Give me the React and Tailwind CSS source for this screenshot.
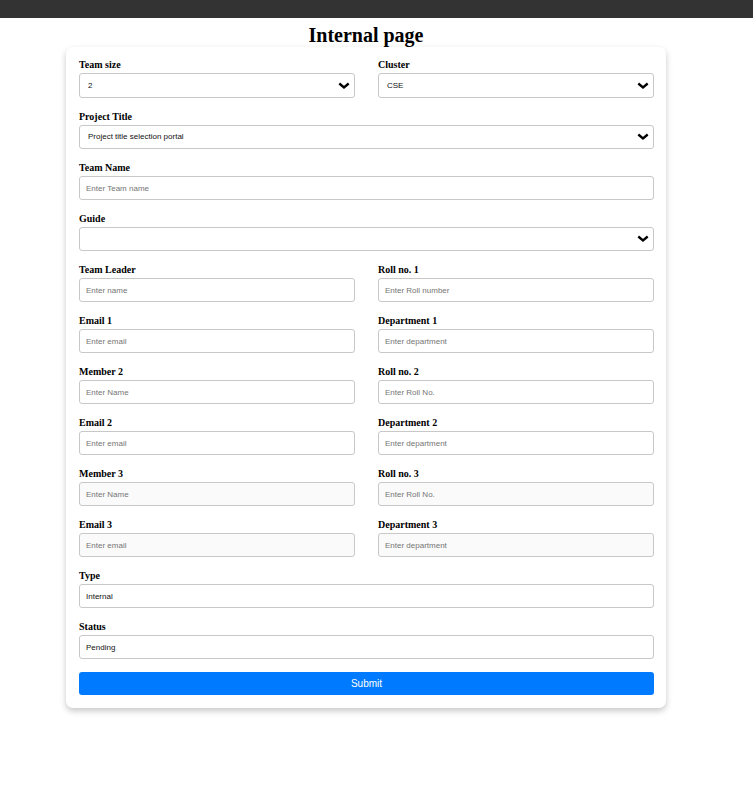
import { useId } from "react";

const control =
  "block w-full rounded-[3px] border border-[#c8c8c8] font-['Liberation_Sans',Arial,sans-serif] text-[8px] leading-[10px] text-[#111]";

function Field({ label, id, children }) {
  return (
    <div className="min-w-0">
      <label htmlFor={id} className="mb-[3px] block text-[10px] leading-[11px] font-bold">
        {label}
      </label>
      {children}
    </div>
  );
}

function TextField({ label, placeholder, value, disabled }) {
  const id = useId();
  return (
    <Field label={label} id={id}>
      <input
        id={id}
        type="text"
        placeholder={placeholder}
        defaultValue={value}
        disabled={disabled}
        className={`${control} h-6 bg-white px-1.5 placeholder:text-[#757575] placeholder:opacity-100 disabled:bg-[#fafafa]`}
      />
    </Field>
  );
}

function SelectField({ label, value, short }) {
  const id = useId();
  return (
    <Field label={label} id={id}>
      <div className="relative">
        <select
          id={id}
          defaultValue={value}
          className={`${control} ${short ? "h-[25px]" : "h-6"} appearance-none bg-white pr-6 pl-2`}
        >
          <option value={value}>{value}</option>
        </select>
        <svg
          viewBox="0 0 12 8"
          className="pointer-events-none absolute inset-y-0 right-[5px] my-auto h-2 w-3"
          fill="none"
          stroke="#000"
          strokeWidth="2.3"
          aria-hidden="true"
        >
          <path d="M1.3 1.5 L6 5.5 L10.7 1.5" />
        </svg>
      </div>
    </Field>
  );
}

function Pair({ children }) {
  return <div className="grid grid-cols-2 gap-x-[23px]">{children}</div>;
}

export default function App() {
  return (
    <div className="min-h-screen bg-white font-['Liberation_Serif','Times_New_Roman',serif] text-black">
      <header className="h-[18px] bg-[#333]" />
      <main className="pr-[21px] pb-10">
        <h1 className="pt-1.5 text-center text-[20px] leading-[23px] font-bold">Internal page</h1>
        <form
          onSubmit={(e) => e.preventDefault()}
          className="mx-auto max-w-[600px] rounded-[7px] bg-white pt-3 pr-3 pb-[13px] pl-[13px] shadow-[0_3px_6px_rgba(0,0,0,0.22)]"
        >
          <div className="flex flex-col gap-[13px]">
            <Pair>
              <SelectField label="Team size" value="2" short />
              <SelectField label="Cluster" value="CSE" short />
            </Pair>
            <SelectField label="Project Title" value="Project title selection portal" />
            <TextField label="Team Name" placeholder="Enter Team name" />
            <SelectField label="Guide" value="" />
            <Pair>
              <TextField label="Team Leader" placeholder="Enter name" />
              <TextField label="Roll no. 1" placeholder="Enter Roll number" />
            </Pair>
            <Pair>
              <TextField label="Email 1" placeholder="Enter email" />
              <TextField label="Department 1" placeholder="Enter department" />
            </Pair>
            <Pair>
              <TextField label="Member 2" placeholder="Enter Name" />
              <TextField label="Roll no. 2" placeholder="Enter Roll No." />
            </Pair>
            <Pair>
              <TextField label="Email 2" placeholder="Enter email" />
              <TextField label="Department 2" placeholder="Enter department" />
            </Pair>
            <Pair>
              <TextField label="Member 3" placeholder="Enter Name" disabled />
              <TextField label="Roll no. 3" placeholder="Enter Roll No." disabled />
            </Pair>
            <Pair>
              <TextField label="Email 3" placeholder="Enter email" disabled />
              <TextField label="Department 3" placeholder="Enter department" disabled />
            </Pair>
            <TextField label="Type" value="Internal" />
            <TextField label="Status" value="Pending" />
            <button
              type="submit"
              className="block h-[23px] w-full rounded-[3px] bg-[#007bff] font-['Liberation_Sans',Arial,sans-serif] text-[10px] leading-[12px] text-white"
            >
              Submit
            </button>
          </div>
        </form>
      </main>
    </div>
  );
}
============================================================
STATED PROBLEM. Omit the pictures, and quote the material above exactly as given.

WRITTEN SOLUTION.
Give me the React and Tailwind CSS source for this screenshot.
import { useId } from "react";

const control =
  "block w-full rounded-[3px] border border-[#c8c8c8] font-['Liberation_Sans',Arial,sans-serif] text-[8px] leading-[10px] text-[#111]";

function Field({ label, id, children }) {
  return (
    <div className="min-w-0">
      <label htmlFor={id} className="mb-[3px] block text-[10px] leading-[11px] font-bold">
        {label}
      </label>
      {children}
    </div>
  );
}

function TextField({ label, placeholder, value, disabled }) {
  const id = useId();
  return (
    <Field label={label} id={id}>
      <input
        id={id}
        type="text"
        placeholder={placeholder}
        defaultValue={value}
        disabled={disabled}
        className={`${control} h-6 bg-white px-1.5 placeholder:text-[#757575] placeholder:opacity-100 disabled:bg-[#fafafa]`}
      />
    </Field>
  );
}

function SelectField({ label, value, short }) {
  const id = useId();
  return (
    <Field label={label} id={id}>
      <div className="relative">
        <select
          id={id}
          defaultValue={value}
          className={`${control} ${short ? "h-[25px]" : "h-6"} appearance-none bg-white pr-6 pl-2`}
        >
          <option value={value}>{value}</option>
        </select>
        <svg
          viewBox="0 0 12 8"
          className="pointer-events-none absolute inset-y-0 right-[5px] my-auto h-2 w-3"
          fill="none"
          stroke="#000"
          strokeWidth="2.3"
          aria-hidden="true"
        >
          <path d="M1.3 1.5 L6 5.5 L10.7 1.5" />
        </svg>
      </div>
    </Field>
  );
}

function Pair({ children }) {
  return <div className="grid grid-cols-2 gap-x-[23px]">{children}</div>;
}

export default function App() {
  return (
    <div className="min-h-screen bg-white font-['Liberation_Serif','Times_New_Roman',serif] text-black">
      <header className="h-[18px] bg-[#333]" />
      <main className="pr-[21px] pb-10">
        <h1 className="pt-1.5 text-center text-[20px] leading-[23px] font-bold">Internal page</h1>
        <form
          onSubmit={(e) => e.preventDefault()}
          className="mx-auto max-w-[600px] rounded-[7px] bg-white pt-3 pr-3 pb-[13px] pl-[13px] shadow-[0_3px_6px_rgba(0,0,0,0.22)]"
        >
          <div className="flex flex-col gap-[13px]">
            <Pair>
              <SelectField label="Team size" value="2" short />
              <SelectField label="Cluster" value="CSE" short />
            </Pair>
            <SelectField label="Project Title" value="Project title selection portal" />
            <TextField label="Team Name" placeholder="Enter Team name" />
            <SelectField label="Guide" value="" />
            <Pair>
              <TextField label="Team Leader" placeholder="Enter name" />
              <TextField label="Roll no. 1" placeholder="Enter Roll number" />
            </Pair>
            <Pair>
              <TextField label="Email 1" placeholder="Enter email" />
              <TextField label="Department 1" placeholder="Enter department" />
            </Pair>
            <Pair>
              <TextField label="Member 2" placeholder="Enter Name" />
              <TextField label="Roll no. 2" placeholder="Enter Roll No." />
            </Pair>
            <Pair>
              <TextField label="Email 2" placeholder="Enter email" />
              <TextField label="Department 2" placeholder="Enter department" />
            </Pair>
            <Pair>
              <TextField label="Member 3" placeholder="Enter Name" disabled />
              <TextField label="Roll no. 3" placeholder="Enter Roll No." disabled />
            </Pair>
            <Pair>
              <TextField label="Email 3" placeholder="Enter email" disabled />
              <TextField label="Department 3" placeholder="Enter department" disabled />
            </Pair>
            <TextField label="Type" value="Internal" />
            <TextField label="Status" value="Pending" />
            <button
              type="submit"
              className="block h-[23px] w-full rounded-[3px] bg-[#007bff] font-['Liberation_Sans',Arial,sans-serif] text-[10px] leading-[12px] text-white"
            >
              Submit
            </button>
          </div>
        </form>
      </main>
    </div>
  );
}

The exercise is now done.